O LIVRO DOS MÉDIUNS. A AÇÃO DOS... MARCELO CAETANO MONTEIRO

O LIVRO DOS MÉDIUNS.
A AÇÃO DOS ESPÍRITOS SOBRE A MATÉRIA COMO LEI NATURAL.

O trecho apresentado de O LIVRO DOS MÉDIUNS, de Allan Kardec, capítulo primeiro, constitui uma das exposições mais sólidas e metodicamente construídas acerca da possibilidade das manifestações espirituais enquanto fenômeno natural e racionalmente explicável. Longe de recorrer ao maravilhoso ou ao misticismo ingênuo, o texto estrutura-se segundo um encadeamento lógico que respeita a tradição filosófica, a observação empírica e o testemunho histórico.

No item cinquenta e dois, o autor parte de uma exclusão fundamental. Rejeitada a interpretação materialista, não por crença, mas por insuficiência explicativa diante dos fatos, resta a indagação essencial sobre a sobrevivência da alma e sua capacidade de manifestar-se aos vivos. A argumentação é clássica e profundamente tradicional. Kardec recorre à universalidade da crença nos Espíritos ao longo dos séculos, presente em todos os povos e épocas, sustentando que uma intuição tão perene não poderia subsistir sem fundamento real. Aqui, o passado não é visto como erro a ser superado, mas como acervo de sabedoria acumulada.

O autor assinala ainda que o ceticismo moderno não nasce do excesso de razão, mas da ignorância acerca da natureza dos Espíritos e dos mecanismos de sua ação. Uma vez compreendido o como e o porquê, as manifestações deixam de ser extraordinárias e passam a integrar a ordem dos fatos naturais. Esta é uma inversão decisiva. O fenômeno não é negado por ser estranho. Ele é compreendido quando sua causa é conhecida.

Nos itens cinquenta e três a cinquenta e cinco, Kardec estabelece a tríade antropológica clássica do Espiritismo. Espírito, corpo e perispírito. O ponto nuclear está no perispírito, definido como envoltório fluídico semimaterial que liga a alma ao corpo e persiste após a morte. Esta concepção resolve a aparente contradição entre um princípio imaterial e sua ação sobre a matéria. O Espírito não age diretamente sobre o mundo físico, mas por meio desse intermediário, assim como o homem age por meio de seus órgãos.

A descrição do estado do Espírito logo após a morte é particularmente significativa. O autor relata a perturbação inicial, a ilusão de ainda estar vivo, a percepção do próprio corpo abandonado e, posteriormente, a sensação de leveza e libertação. Nada disso é apresentado como fantasia. Trata-se de observações reiteradas, coerentes e concordantes, colhidas em diferentes circunstâncias.
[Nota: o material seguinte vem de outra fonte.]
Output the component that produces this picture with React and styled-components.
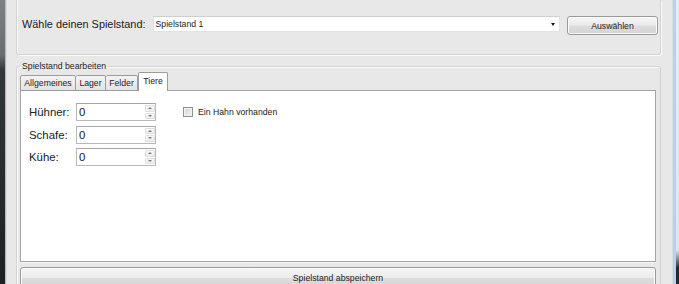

A conclusão é inevitável. A alma não deixa tudo no túmulo. Leva consigo um princípio organizador que preserva a individualidade.

Nos itens cinquenta e seis e cinquenta e sete, a forma humana do perispírito é abordada com sobriedade e coerência doutrinária. A forma não é produto do corpo físico, mas modelo arquetípico do ser humano, válido em todos os mundos. A plasticidade do perispírito explica as aparições, o reconhecimento dos Espíritos e os fenômenos de tangibilidade. As mãos que tocam, aquecem, deixam marcas e desaparecem não são ilusões sensoriais, mas manifestações de uma matéria em estado extremamente sutil, capaz de alternar entre condições sólidas e fluídicas.

Por fim, nos itens cinquenta e oito e cinquenta e nove, Kardec encerra o raciocínio com uma analogia científica impecável. Se forças invisíveis como o ar, o vapor e a eletricidade produzem efeitos tão poderosos sobre a matéria densa, não há incoerência alguma em admitir que o Espírito, utilizando o perispírito e o fluido universal, possa agir sobre objetos físicos. O que antes parecia sobrenatural dissolve-se à luz do conhecimento, exatamente como ocorreu com tantos fenômenos outrora atribuídos ao mistério.

Este capítulo não apenas explica as manifestações espíritas. Ele restabelece a dignidade da razão aliada à tradição, mostrando que a ciência do Espírito não rompe com o passado, mas o ilumina. E quando a verdade se impõe sem violência, ela não espanta, apenas esclarece, convidando o espírito humano a caminhar com serenidade rumo à sua própria transcendência consciente.